= WHAT YOU SHOULD DO =
Write out the data below in full, unchanged, minus the images.

* * *

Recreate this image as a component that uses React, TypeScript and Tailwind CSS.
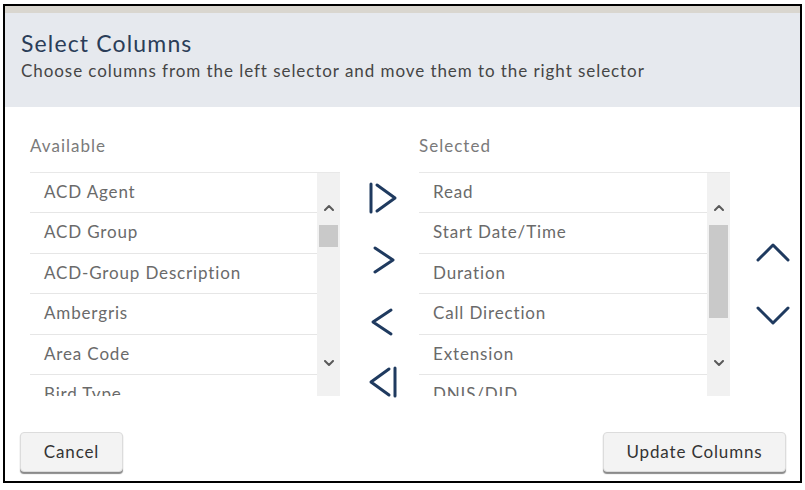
import React from 'react';

const AVAILABLE = ['ACD Agent', 'ACD Group', 'ACD-Group Description', 'Ambergris', 'Area Code', 'Bird Type'];
const SELECTED = ['Read', 'Start Date/Time', 'Duration', 'Call Direction', 'Extension', 'DNIS/DID'];

const NAVY = '#1f3a5f';

function MoveIcon({ kind }: { kind: 'all-right' | 'right' | 'left' | 'all-left' }) {
  return (
    <svg width="30" height="32" viewBox="0 0 30 32" fill="none" stroke={NAVY} strokeWidth="3" strokeLinecap="round" strokeLinejoin="round">
      {kind === 'all-right' && (
        <>
          <line x1="3" y1="2" x2="3" y2="30" />
          <polyline points="9,3 27,16 9,29" />
        </>
      )}
      {kind === 'right' && <polyline points="7,4 25,16 7,28" />}
      {kind === 'left' && <polyline points="23,4 5,16 23,28" />}
      {kind === 'all-left' && (
        <>
          <polyline points="21,3 3,16 21,29" />
          <line x1="27" y1="2" x2="27" y2="30" />
        </>
      )}
    </svg>
  );
}

function OrderIcon({ up }: { up?: boolean }) {
  return (
    <svg width="34" height="22" viewBox="0 0 34 22" fill="none" stroke={NAVY} strokeWidth="3" strokeLinecap="round" strokeLinejoin="round">
      <polyline points={up ? '2,19 17,4 32,19' : '2,3 17,18 32,3'} />
    </svg>
  );
}

function ScrollChevron({ up }: { up?: boolean }) {
  return (
    <svg width="10" height="7" viewBox="0 0 10 7" fill="none" stroke="#5a5a5a" strokeWidth="2" strokeLinecap="round" strokeLinejoin="round">
      <polyline points={up ? '1,6 5,2 9,6' : '1,1 5,5 9,1'} />
    </svg>
  );
}

function ListBox({ items, width, thumbTop, thumbHeight }: { items: string[]; width: number; thumbTop: number; thumbHeight: number }) {
  return (
    <div className="flex h-[224px] border-t border-[#e8e8e8]" style={{ width }}>
      <div className="flex-1 overflow-hidden">
        {items.map((item) => (
          <div
            key={item}
            className="flex h-[40.4px] shrink-0 items-center border-b border-[#e6e6e6] pl-[14px] text-[17px] tracking-[0.05em] text-[#6a6a6a]"
          >
            <span className="-mt-[2px] whitespace-nowrap">{item}</span>
          </div>
        ))}
      </div>
      <div className="relative flex w-[23px] flex-col items-center bg-[#f1f1f1]">
        <div className="mt-[31px]">
          <ScrollChevron up />
        </div>
        <div className="absolute left-[2px] right-[2px] bg-[#c9c9c9]" style={{ top: thumbTop, height: thumbHeight }} />
        <div className="mt-auto mb-[29px]">
          <ScrollChevron />
        </div>
      </div>
    </div>
  );
}

function Button({ children, width }: { children: React.ReactNode; width: number }) {
  return (
    <button
      className="h-[40px] rounded-[4px] border border-[#dcdcdc] bg-[#f3f3f3] text-[17px] tracking-[0.05em] text-[#333] shadow-[0_2px_1px_#8a8a8a]"
      style={{ width }}
    >
      {children}
    </button>
  );
}

export default function App() {
  return (
    <div className="h-[490px] w-[805px] bg-white pl-[3px] pt-[4px]" style={{ fontFamily: 'Lato, "Open Sans", sans-serif' }}>
      <div className="flex h-[479px] w-[799px] flex-col border-2 border-black">
        <div className="h-[7px] bg-[#d9d6cf]" />
        <div className="h-[94px] bg-[#e6e9ee] pl-[16px] pt-[16px]">
          <h1 className="text-[23px] leading-[28px] tracking-[0.05em] text-[#2b3d58]">Select Columns</h1>
          <p className="mt-[3px] text-[17px] leading-[22px] tracking-[0.055em] text-[#454545]">
            Choose columns from the left selector and move them to the right selector
          </p>
        </div>

        <div className="flex pl-[25px] pt-[28px]">
          <div>
            <div className="h-[37px] text-[17px] leading-[22px] tracking-[0.06em] text-[#7a7a7a]">Available</div>
            <ListBox items={AVAILABLE} width={310} thumbTop={52} thumbHeight={22} />
          </div>

          <div className="flex w-[79px] flex-col items-center pt-[47px]">
            <div className="flex h-[62px] items-start pl-[6px]">
              <MoveIcon kind="all-right" />
            </div>
            <div className="flex h-[62px] items-start pl-[6px]">
              <MoveIcon kind="right" />
            </div>
            <div className="flex h-[60px] items-start pl-[6px]">
              <MoveIcon kind="left" />
            </div>
            <div className="pl-[6px]">
              <MoveIcon kind="all-left" />
            </div>
          </div>

          <div>
            <div className="h-[37px] text-[17px] leading-[22px] tracking-[0.06em] text-[#7a7a7a]">Selected</div>
            <ListBox items={SELECTED} width={311} thumbTop={52} thumbHeight={93} />
          </div>

          <div className="flex w-[69px] flex-col items-center gap-[42px] pl-[17px] pt-[106px]">
            <OrderIcon up />
            <OrderIcon />
          </div>
        </div>

        <div className="mt-auto flex justify-between pb-[9px] pl-[15px] pr-[14px]">
          <Button width={103}>Cancel</Button>
          <Button width={183}>Update Columns</Button>
        </div>
      </div>
    </div>
  );
}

* * *

= SOLVED PROBLEM =
Recreate this image as a component that uses React, TypeScript and Tailwind CSS.
import React from 'react';

const AVAILABLE = ['ACD Agent', 'ACD Group', 'ACD-Group Description', 'Ambergris', 'Area Code', 'Bird Type'];
const SELECTED = ['Read', 'Start Date/Time', 'Duration', 'Call Direction', 'Extension', 'DNIS/DID'];

const NAVY = '#1f3a5f';

function MoveIcon({ kind }: { kind: 'all-right' | 'right' | 'left' | 'all-left' }) {
  return (
    <svg width="30" height="32" viewBox="0 0 30 32" fill="none" stroke={NAVY} strokeWidth="3" strokeLinecap="round" strokeLinejoin="round">
      {kind === 'all-right' && (
        <>
          <line x1="3" y1="2" x2="3" y2="30" />
          <polyline points="9,3 27,16 9,29" />
        </>
      )}
      {kind === 'right' && <polyline points="7,4 25,16 7,28" />}
      {kind === 'left' && <polyline points="23,4 5,16 23,28" />}
      {kind === 'all-left' && (
        <>
          <polyline points="21,3 3,16 21,29" />
          <line x1="27" y1="2" x2="27" y2="30" />
        </>
      )}
    </svg>
  );
}

function OrderIcon({ up }: { up?: boolean }) {
  return (
    <svg width="34" height="22" viewBox="0 0 34 22" fill="none" stroke={NAVY} strokeWidth="3" strokeLinecap="round" strokeLinejoin="round">
      <polyline points={up ? '2,19 17,4 32,19' : '2,3 17,18 32,3'} />
    </svg>
  );
}

function ScrollChevron({ up }: { up?: boolean }) {
  return (
    <svg width="10" height="7" viewBox="0 0 10 7" fill="none" stroke="#5a5a5a" strokeWidth="2" strokeLinecap="round" strokeLinejoin="round">
      <polyline points={up ? '1,6 5,2 9,6' : '1,1 5,5 9,1'} />
    </svg>
  );
}

function ListBox({ items, width, thumbTop, thumbHeight }: { items: string[]; width: number; thumbTop: number; thumbHeight: number }) {
  return (
    <div className="flex h-[224px] border-t border-[#e8e8e8]" style={{ width }}>
      <div className="flex-1 overflow-hidden">
        {items.map((item) => (
          <div
            key={item}
            className="flex h-[40.4px] shrink-0 items-center border-b border-[#e6e6e6] pl-[14px] text-[17px] tracking-[0.05em] text-[#6a6a6a]"
          >
            <span className="-mt-[2px] whitespace-nowrap">{item}</span>
          </div>
        ))}
      </div>
      <div className="relative flex w-[23px] flex-col items-center bg-[#f1f1f1]">
        <div className="mt-[31px]">
          <ScrollChevron up />
        </div>
        <div className="absolute left-[2px] right-[2px] bg-[#c9c9c9]" style={{ top: thumbTop, height: thumbHeight }} />
        <div className="mt-auto mb-[29px]">
          <ScrollChevron />
        </div>
      </div>
    </div>
  );
}

function Button({ children, width }: { children: React.ReactNode; width: number }) {
  return (
    <button
      className="h-[40px] rounded-[4px] border border-[#dcdcdc] bg-[#f3f3f3] text-[17px] tracking-[0.05em] text-[#333] shadow-[0_2px_1px_#8a8a8a]"
      style={{ width }}
    >
      {children}
    </button>
  );
}

export default function App() {
  return (
    <div className="h-[490px] w-[805px] bg-white pl-[3px] pt-[4px]" style={{ fontFamily: 'Lato, "Open Sans", sans-serif' }}>
      <div className="flex h-[479px] w-[799px] flex-col border-2 border-black">
        <div className="h-[7px] bg-[#d9d6cf]" />
        <div className="h-[94px] bg-[#e6e9ee] pl-[16px] pt-[16px]">
          <h1 className="text-[23px] leading-[28px] tracking-[0.05em] text-[#2b3d58]">Select Columns</h1>
          <p className="mt-[3px] text-[17px] leading-[22px] tracking-[0.055em] text-[#454545]">
            Choose columns from the left selector and move them to the right selector
          </p>
        </div>

        <div className="flex pl-[25px] pt-[28px]">
          <div>
            <div className="h-[37px] text-[17px] leading-[22px] tracking-[0.06em] text-[#7a7a7a]">Available</div>
            <ListBox items={AVAILABLE} width={310} thumbTop={52} thumbHeight={22} />
          </div>

          <div className="flex w-[79px] flex-col items-center pt-[47px]">
            <div className="flex h-[62px] items-start pl-[6px]">
              <MoveIcon kind="all-right" />
            </div>
            <div className="flex h-[62px] items-start pl-[6px]">
              <MoveIcon kind="right" />
            </div>
            <div className="flex h-[60px] items-start pl-[6px]">
              <MoveIcon kind="left" />
            </div>
            <div className="pl-[6px]">
              <MoveIcon kind="all-left" />
            </div>
          </div>

          <div>
            <div className="h-[37px] text-[17px] leading-[22px] tracking-[0.06em] text-[#7a7a7a]">Selected</div>
            <ListBox items={SELECTED} width={311} thumbTop={52} thumbHeight={93} />
          </div>

          <div className="flex w-[69px] flex-col items-center gap-[42px] pl-[17px] pt-[106px]">
            <OrderIcon up />
            <OrderIcon />
          </div>
        </div>

        <div className="mt-auto flex justify-between pb-[9px] pl-[15px] pr-[14px]">
          <Button width={103}>Cancel</Button>
          <Button width={183}>Update Columns</Button>
        </div>
      </div>
    </div>
  );
}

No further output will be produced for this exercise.